From Dish Gwen:
Can two wrongs make a right? I think so. Crappy red wine + a cheap, undesirable cut of meat can equal an amazing meal if put a little elbow grease into it. This recipe takes a few hours but it’s well worth the time. It’s a dish you can dress up for a fancy occasion or serve to the masses during the Super Bowl. Make it for your family on Sunday or for a big party and either way you’ll have folks licking their fingers and gnawing at the bones to get every last scrap of meat.
Ingredients:
– 2 lbs short ribs (one lb per person)
– 1 tbs garlic, minced
– 1 tbs salt
– 1 tbs olive oil
– ½ to a whole bottle of cheap or old red wine
– water
– 2 tbs brown sugar
– 1 tsp cardamom
– 1 tsp red pepper flake
Directions:
Saute the garlic and olive oil in a large pot (2-3 quarts) on medium/high heat. Once the garlic begins to brown, add the ribs and brown them on all sides. Add the salt, and toss the ribs and garlic for a couple of minutes to build up the amount of brown crispy caramelized goodness in the pot.

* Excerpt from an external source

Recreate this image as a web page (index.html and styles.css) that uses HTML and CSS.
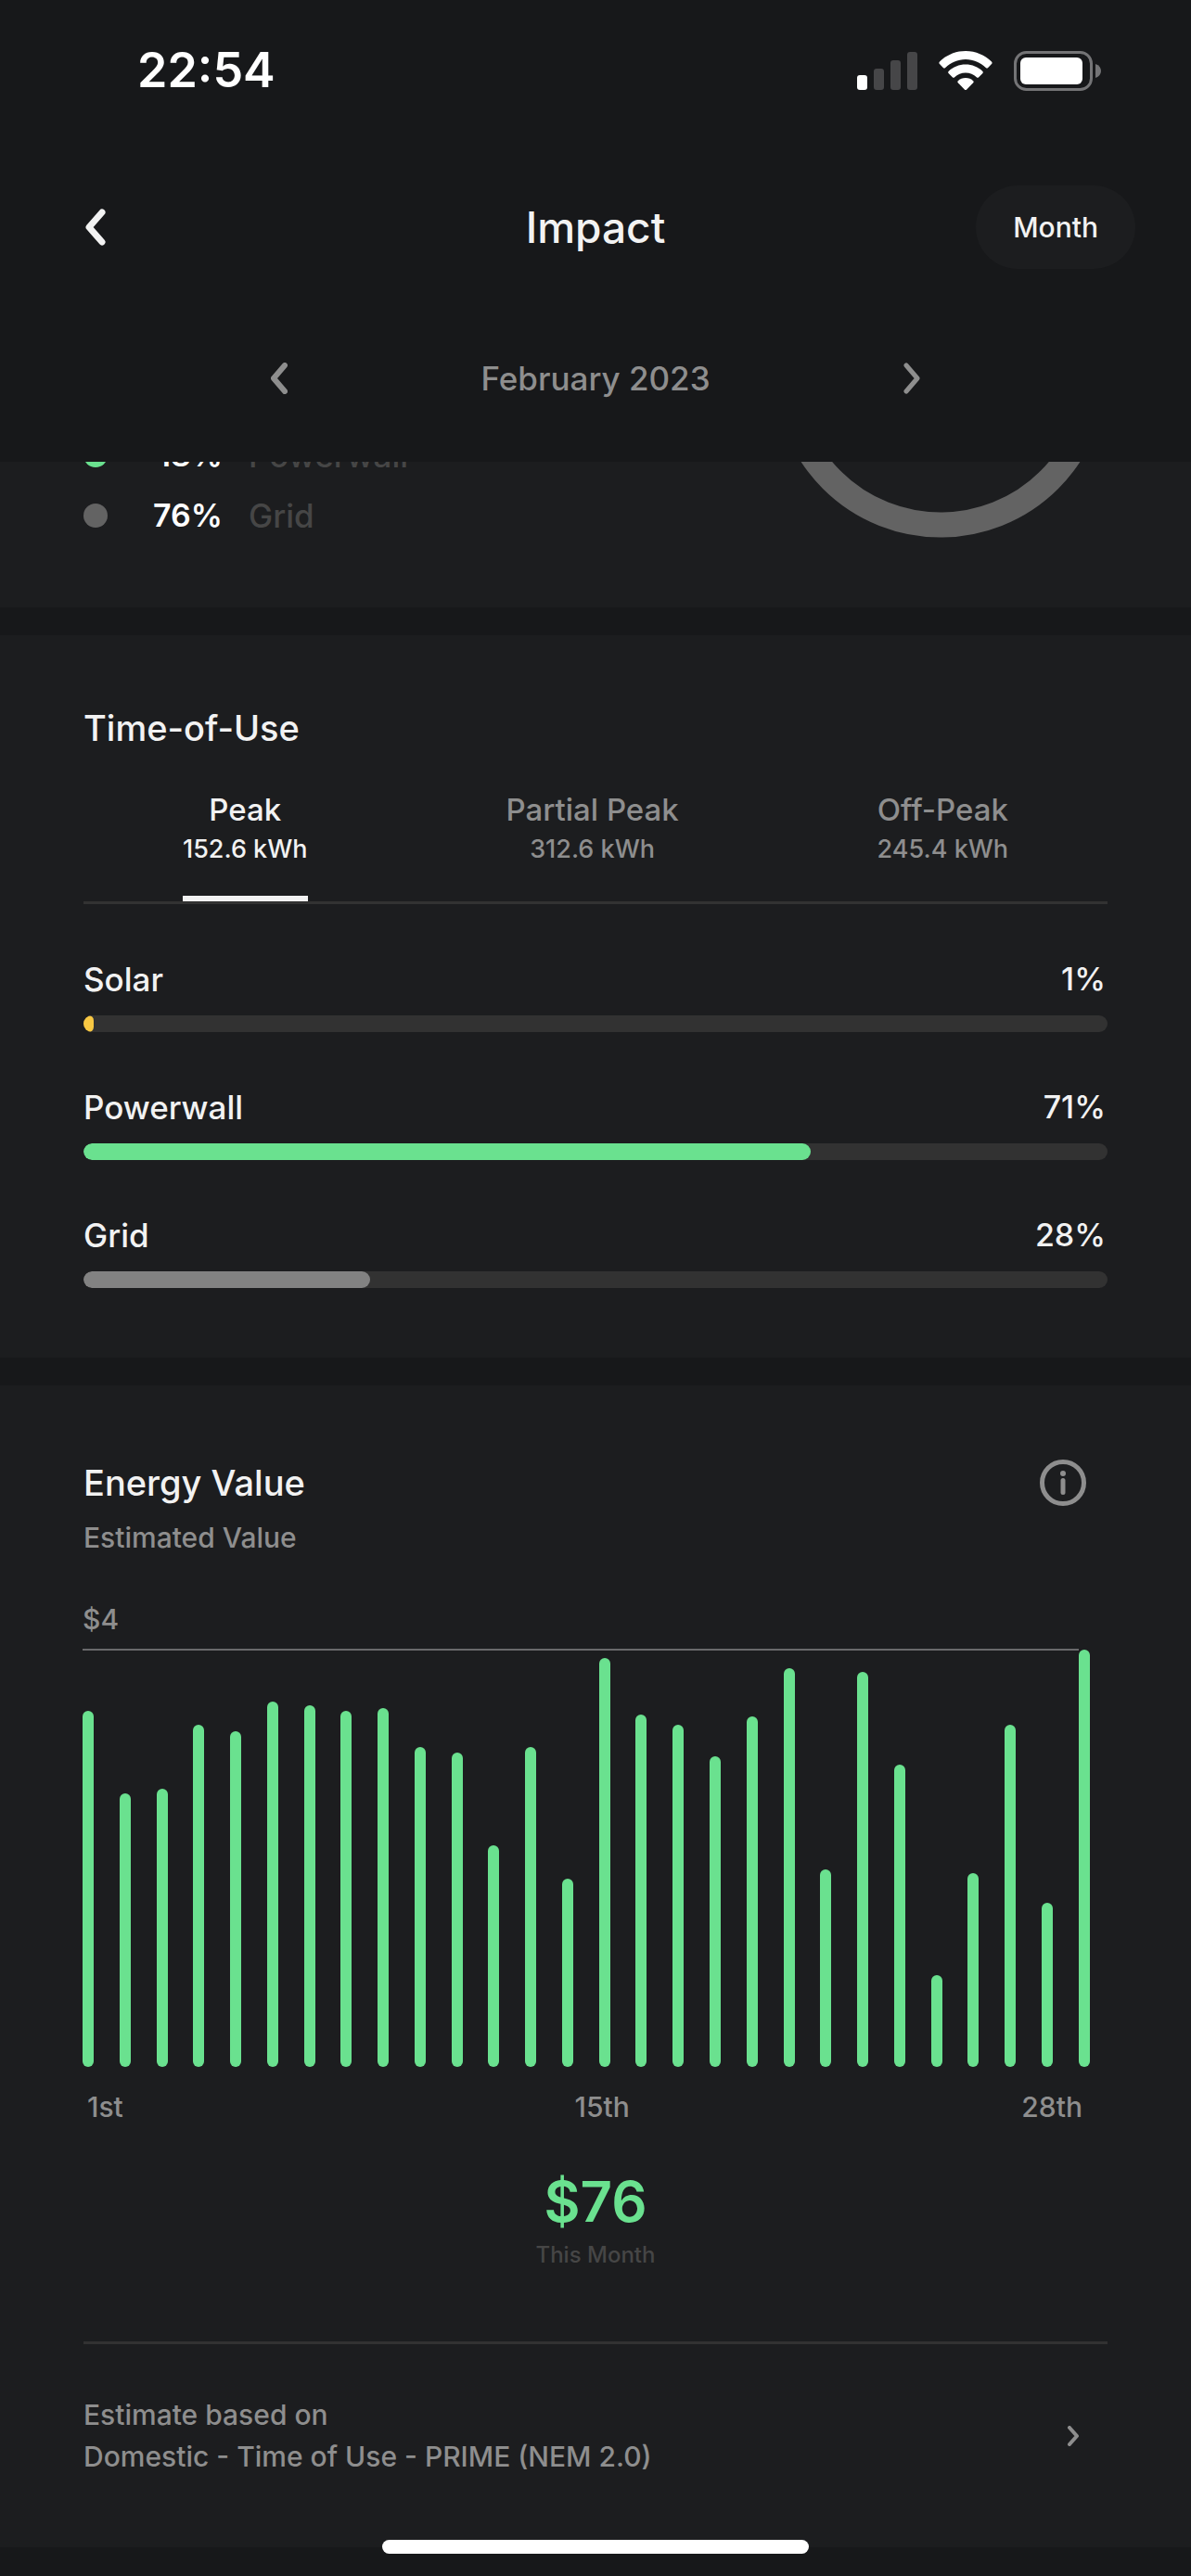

Pour in the wine so that the meat is completely covered with liquid (if there isn’t enough wine to cover the meat that’s fine – just add water until the meat is swimming). Bring the liquid to a boil then cover the pot and turn the heat down to low so that it continues to simmer but doesn’t boil over. Allow the brew to simmer like this for an hour and a half to two hours.
Using tongs, pull the ribs out of the pot and place them in a shallow dish in the oven at 250 degrees. This will dry them out and continue to cook and tenderize them. Leave the pot uncovered and continue simmering the wine mixture on the stove, and leave in any bones that come loose from the ribs. Bake the ribs for an hour, and while they bake, cook down the liquid on the stove top to make a thick barbecue sauce. Add the brown sugar, cardamom and red pepper, and stir the mixture with a whisk. Taste the sauce to make sure it’s salty enough (and if it’s not, add salt!).
Take out the ribs every 20 minutes or so to turn them with tongs and brush on the sauce. If you don’t have a food brush you can just spoon on the sauce. After an hour has passed, remove the ribs from the oven and brush them with sauce one last time.
Serve the ribs with greens and a grain, mashed potatoes, or just with some beers, chips and football. I served mine over a bed of couscous and arugula and it was magnificent.